La FSU militant pour que les emplois publics soient occupés par des fonctionnaires, il faut revendiquer des dispositions visant leur titularisation, pour que la gestion des ex-personnels des établissements privés n’entre pas en concurrence avec celle des titulaires, au détriment de ces dernier·ières. Cependant, un plan de titularisation de ce type entraînerait des effets de bord à ne pas négliger : des cohortes de personnels seraient massivement intégrées dans les corps existants, avec un impact sur la carte des emplois publics sur le territoire, qui pose des questions de mobilité, et sur les promotions quand ces personnels viendront s’intercaler.

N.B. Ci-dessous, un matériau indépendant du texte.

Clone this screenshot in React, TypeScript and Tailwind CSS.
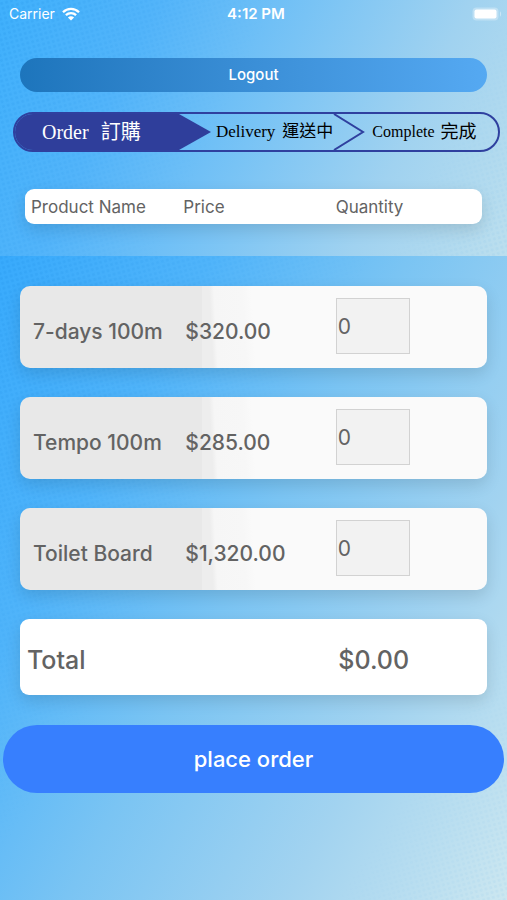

Faut-il « aspirer » tout le monde, ou distinguer les deux populations jusqu’à un certain stade ? Il y a aussi la question des pensions, avec pour les personnels venant du privé un calcul basé sur deux régimes pouvant entraîner une dégradation de leurs droits. Il faudrait par exemple réfléchir à des mesures correctives.
Une réflexion sur tous ces sujets doit avoir lieu dans les syndicats nationaux concernés, pour irriguer les mandats fédéraux et proposer un projet fédérateur et mobilisateur pour les personnels du public comme du privé.